Carlo Giovani: “O uso de personagens tridimensionais conversa com o tipo de livro porque criamos fundos de cena, cenários, anteparos de teatros etc.”
Fido Nesti: “Tudo começa com esboços de personagens e ideias para compor as cenas escolhidas para ilustrar a página ou o capítulo do livro. Depois de alguns ajustes, a finalização começa com pincel e nanquim, ainda no papel. As cores são colocadas digitalmente e então seguem para aprovação.”

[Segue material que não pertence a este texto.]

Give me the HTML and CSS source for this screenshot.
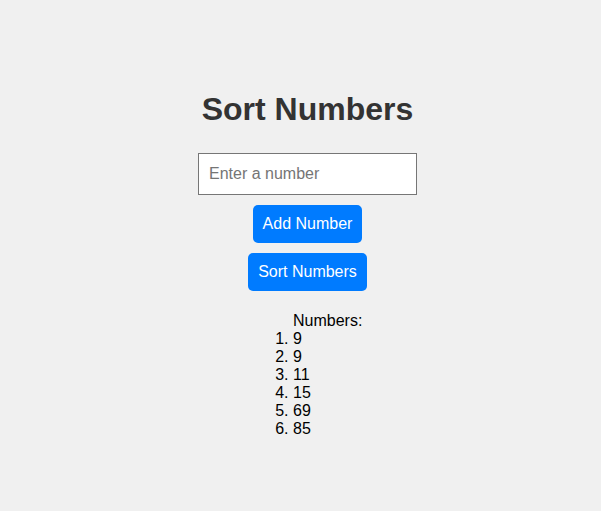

Daniloz: “Quando tenho que fazer algum trabalho de ilustração, a primeira coisa que faço é ler o texto, porque é dele que virão as principais ideias. Durante essa primeira leitura, várias imagens já se formam e eu alimento esse processo, tomando notas e deixando as ideias correrem livremente: estilos para as ilustrações, atmosfera, paleta de cor etc. Num segundo momento, começo a pensar em termos mais técnicos, ou seja, na execução, pensando na agilidade de uma técnica contra o efeito de outra. Para fazer os desenhos, optei por duas técnicas diferentes: para as ‘medalhas’ redondas que vão no início de cada capítulo, usei nanquim para desenhar as linhas com um pincel e, depois de digitalizar os desenhos finalizados, acrescentei a cor no computador. Já as ilustrações maiores, que acompanham os capítulos, foram desenhadas com nanquim e depois coloridas com aquarela, para terem cores vivas que conversassem ao mesmo tempo com a linguagem mais clássica da história.”
Zansky: “Eu desenho tudo à mão direto no Photoshop, ou seja, no digital. Os desgastes e respingos já são parte do estilo de trabalho que faço. Dão um sentimento tátil e de movimento. A escolha desse processo também tem a ver com o tempo que se tem para a produção das imagens.”